La posture du NPD n'est pas plus crédible. Ce parti a soutenu les libéraux au Parlement pendant six ans alors qu'ils mettaient en œuvre un programme de réarmement massif, réduisaient les dépenses publiques et sapaient les droits démocratiques. Le NPD est parrainé par la bureaucratie syndicale, qui démontre dans chaque lutte ouvrière son hostilité farouche aux droits démocratiques et sociaux des travailleurs en imposant des reculs et en bafouant le soutien de masse à la lutte contre l'austérité capitaliste et la guerre.

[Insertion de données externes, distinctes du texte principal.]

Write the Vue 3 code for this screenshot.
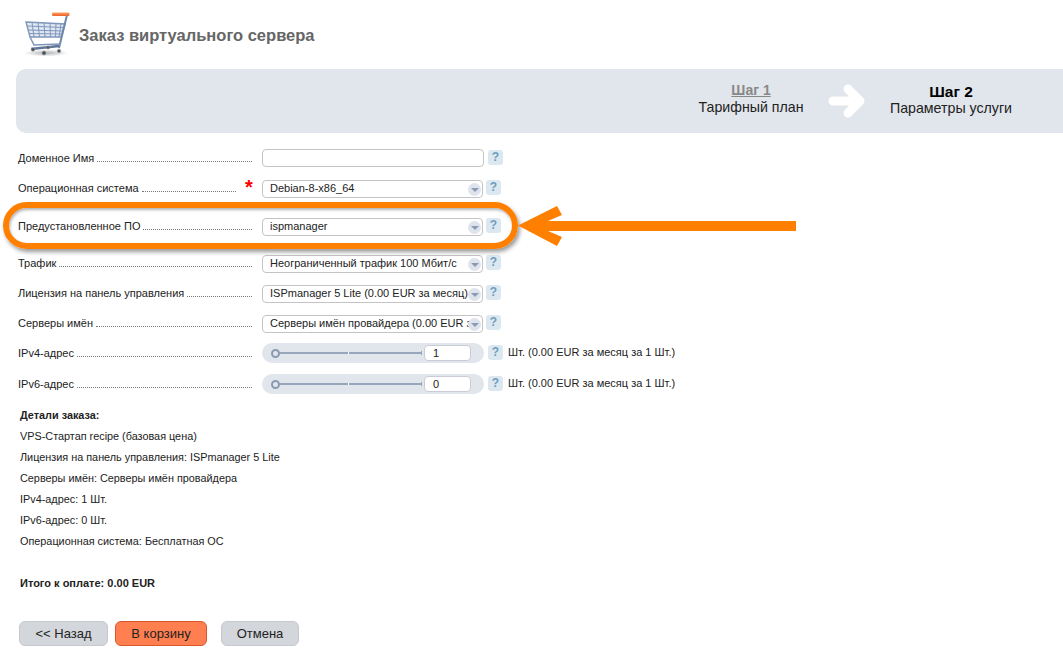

La campagne du gouvernement libéral en faveur de pouvoirs policiers étendus et contre les réfugiés démontre qu'il n'existe aucune base politique au sein de la classe dirigeante canadienne pour les droits démocratiques fondamentaux. Comme aux États-Unis et dans tous les autres pays, la seule force sociale capable de renverser la vague de réaction et d'autoritarisme au Canada est la classe ouvrière, unie dans la lutte avec les travailleurs des États-Unis, du Mexique et d'autres pays sur la base d'un programme socialiste.